こうして孤立無援となったNNCは、インド独立の前日、1947年8月14日にナガランド独立を宣言したが、国際的にはまったく無視された、それが国際的に顧みられることはなかった。

ナガはその後もインド総選挙のボイコットや、自主的な住民投票で9割が独立を主張するなど、平和的手段で強制併合への異を唱え続ける。これに対するインドの答えが、大量の軍・警察の派遣による徹底的な武力弾圧だった。「文明的に遅れた人々を支援する」とインド建国の父、ネルーはこの軍事作戦をそう説明した。

インド軍はナガランドに近代兵器を持ち込み、ナガのアイデンティティの基盤である村を徹底的に焼き払った。1955年からの3年間だけで645ものナガの村が焼かれ、村人たちはなすすべなく山中へと逃げ込んだ。掃討作戦に怯えてジャングルを逃げまどう生活は続き、戦闘や飢餓、病気などにより、この時期だけで10万人ものナガの命が奪われたといわれている。

そこでは軍による弾圧が日常的に行われた。抵抗する男たちに対して投降を呼び掛けるため、見せしめとしてその家族が拷問にかけられ、悲鳴が連日のように各村一帯に響き渡っていたという。女性に対する性的暴行、繰り返される拷問と虐殺。農作業に出ることさえ許されず、村はおのずと飢餓にあえぎ、体力のない者から順に命を落としていった。

 しかし当時のこうした惨状が、世界に伝えられることはほとんどなかった。インドはナガランドを「立ち入り制限地域」として民間人の入域を厳しく制限し、その実情が外部に漏れることを防いでいた。ナガ側はあらゆるルートを通じてイギリス、国連などに窮状を訴え、介入を促す嘆願を続けたが、それらが顧みられることはついになかった。

 独立運動の母体となったナガ民族評議会(NNC)の倉庫には、インド軍による弾圧の詳細な記録が今も眠っている。決して聞き届けられることがなかった、ナガの村人たちの悲鳴。それらを「ナガ側の一方的な主張」と切り捨てることはできない。今日に至るまで事実を意図的に隠蔽し続けているのは、他ならぬインド政府自身だからである。

1997年、ナガの全武装組織がインド政府との停戦に応じ、以後インド軍による大規模な軍事作戦は影を潜めている。しかしインドによる軍事制圧状態と、にらみ合うナガ独立運動組織という構図は今も変わっていない。

また、ドラッグ禍も現在ナガの若者の間で深刻な問題になっている。ビルマ領からマニプル州を経て、大量の麻薬がナガランドに流入しているが、これは「インド軍や政府関係者が裏で糸を引いている」と言われている。独立運動組織が検挙する麻薬は大麻樹脂、ヘロイン、化学合成薬品と多岐にわたり、量も一度に数百キロにおよぶこともある。延々と続く紛争状態に失望した多くの若者がドラッグに手を染め、またそれによってインド軍に操られているのだという。

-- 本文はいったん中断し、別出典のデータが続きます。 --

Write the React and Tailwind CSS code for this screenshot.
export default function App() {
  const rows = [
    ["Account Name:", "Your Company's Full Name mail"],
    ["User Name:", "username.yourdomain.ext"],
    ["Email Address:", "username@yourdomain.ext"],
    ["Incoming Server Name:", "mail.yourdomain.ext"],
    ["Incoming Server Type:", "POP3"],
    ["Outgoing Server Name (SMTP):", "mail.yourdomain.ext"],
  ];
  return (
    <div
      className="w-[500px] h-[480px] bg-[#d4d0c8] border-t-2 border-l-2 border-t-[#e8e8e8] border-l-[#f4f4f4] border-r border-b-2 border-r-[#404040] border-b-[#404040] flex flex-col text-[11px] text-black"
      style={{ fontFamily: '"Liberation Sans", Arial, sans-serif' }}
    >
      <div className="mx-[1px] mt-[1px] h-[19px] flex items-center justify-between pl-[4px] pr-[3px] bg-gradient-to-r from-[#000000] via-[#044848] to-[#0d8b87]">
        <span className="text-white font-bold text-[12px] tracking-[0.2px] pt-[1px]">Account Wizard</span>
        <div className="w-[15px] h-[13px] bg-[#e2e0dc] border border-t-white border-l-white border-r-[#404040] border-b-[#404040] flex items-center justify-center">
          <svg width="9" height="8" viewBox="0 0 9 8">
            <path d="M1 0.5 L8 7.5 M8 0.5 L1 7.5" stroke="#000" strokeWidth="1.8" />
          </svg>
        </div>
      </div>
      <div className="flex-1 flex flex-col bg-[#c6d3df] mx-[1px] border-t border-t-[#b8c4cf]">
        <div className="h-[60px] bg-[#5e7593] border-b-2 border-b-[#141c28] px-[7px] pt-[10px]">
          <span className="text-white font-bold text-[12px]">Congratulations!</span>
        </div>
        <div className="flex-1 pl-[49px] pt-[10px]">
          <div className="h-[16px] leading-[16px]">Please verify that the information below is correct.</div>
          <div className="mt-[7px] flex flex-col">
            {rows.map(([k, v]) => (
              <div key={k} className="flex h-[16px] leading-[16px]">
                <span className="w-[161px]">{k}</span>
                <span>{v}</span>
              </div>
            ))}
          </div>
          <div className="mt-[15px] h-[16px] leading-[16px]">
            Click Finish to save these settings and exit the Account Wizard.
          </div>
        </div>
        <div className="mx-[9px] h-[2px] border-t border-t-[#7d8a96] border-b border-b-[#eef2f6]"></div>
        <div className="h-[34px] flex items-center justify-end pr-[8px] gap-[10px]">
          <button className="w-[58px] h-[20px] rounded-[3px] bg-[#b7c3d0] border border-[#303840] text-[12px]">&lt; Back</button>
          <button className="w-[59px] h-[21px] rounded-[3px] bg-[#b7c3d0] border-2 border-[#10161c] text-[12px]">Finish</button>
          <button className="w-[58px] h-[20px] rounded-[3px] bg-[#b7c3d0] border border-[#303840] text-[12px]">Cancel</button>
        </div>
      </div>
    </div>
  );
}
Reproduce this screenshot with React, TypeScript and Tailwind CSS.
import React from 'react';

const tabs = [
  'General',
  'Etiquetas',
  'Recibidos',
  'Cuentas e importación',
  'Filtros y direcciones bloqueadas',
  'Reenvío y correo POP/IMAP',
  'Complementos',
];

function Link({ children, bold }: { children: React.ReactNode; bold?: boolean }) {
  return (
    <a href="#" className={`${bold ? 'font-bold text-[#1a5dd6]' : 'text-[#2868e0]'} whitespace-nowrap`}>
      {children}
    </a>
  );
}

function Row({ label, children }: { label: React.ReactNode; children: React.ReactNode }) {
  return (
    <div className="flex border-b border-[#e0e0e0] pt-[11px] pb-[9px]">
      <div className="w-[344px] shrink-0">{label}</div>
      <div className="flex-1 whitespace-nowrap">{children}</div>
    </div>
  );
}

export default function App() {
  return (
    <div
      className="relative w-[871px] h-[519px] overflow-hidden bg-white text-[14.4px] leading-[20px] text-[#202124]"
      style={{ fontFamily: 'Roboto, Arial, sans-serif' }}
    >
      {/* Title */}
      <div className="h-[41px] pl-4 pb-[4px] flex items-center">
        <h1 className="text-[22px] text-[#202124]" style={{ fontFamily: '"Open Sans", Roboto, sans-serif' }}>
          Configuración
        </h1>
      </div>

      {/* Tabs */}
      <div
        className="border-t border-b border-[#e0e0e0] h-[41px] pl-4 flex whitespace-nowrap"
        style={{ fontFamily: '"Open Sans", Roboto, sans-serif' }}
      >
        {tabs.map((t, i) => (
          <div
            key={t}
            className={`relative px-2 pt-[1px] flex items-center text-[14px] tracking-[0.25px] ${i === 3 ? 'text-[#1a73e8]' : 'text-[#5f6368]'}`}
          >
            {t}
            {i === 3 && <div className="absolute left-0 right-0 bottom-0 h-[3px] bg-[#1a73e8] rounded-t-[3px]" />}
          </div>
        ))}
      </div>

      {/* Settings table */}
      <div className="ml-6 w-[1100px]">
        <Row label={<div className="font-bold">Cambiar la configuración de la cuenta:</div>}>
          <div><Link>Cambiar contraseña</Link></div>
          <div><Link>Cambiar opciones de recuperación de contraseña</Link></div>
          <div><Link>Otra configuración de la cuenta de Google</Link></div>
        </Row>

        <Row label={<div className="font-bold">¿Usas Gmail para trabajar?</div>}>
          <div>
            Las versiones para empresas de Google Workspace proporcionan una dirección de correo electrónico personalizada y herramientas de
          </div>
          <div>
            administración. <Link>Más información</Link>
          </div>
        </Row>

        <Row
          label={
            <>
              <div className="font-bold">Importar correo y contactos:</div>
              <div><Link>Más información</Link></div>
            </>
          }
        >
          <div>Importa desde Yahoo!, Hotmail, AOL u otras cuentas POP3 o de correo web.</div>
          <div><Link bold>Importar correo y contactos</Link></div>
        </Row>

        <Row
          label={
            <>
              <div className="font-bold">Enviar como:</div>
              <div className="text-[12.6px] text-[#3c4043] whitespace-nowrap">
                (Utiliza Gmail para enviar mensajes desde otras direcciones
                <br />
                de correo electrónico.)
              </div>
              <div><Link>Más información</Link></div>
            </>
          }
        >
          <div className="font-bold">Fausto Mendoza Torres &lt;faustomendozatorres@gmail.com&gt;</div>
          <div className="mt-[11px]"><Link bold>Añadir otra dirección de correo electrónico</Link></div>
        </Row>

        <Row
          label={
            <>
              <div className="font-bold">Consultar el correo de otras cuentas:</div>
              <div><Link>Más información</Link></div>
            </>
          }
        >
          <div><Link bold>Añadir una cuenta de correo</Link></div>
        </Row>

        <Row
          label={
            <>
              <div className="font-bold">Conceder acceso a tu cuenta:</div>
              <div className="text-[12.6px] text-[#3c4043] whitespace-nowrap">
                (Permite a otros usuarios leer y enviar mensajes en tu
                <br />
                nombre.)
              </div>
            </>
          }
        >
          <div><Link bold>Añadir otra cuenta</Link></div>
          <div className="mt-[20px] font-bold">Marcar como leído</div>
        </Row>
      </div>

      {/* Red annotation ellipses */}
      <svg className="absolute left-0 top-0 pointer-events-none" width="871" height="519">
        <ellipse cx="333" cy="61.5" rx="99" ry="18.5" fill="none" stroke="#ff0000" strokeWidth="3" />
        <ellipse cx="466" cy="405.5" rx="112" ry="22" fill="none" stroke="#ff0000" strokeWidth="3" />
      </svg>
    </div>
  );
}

独立したいと言う気持ち、またインド人に搾取されていると言う気持ちはナガの人たちは誰しもが持っている。しかし近年ナガランド州、及びマニプール州は入域制限も解け外国人でも何処にでもいけるようになった。特にナガランド州は観光に力を入れたいという気持ちが其処彼処に見える、インフラさえ整えばナガランドの潜在能力はかなりあると思うのである。

そしてナガの人々は我々日本人に親近感を持っている、同じモンゴロイド系ということでインド人よりはるかに日本人に似ているのだ。ナガランドにいるとインドにいることを忘れてしまうのだ。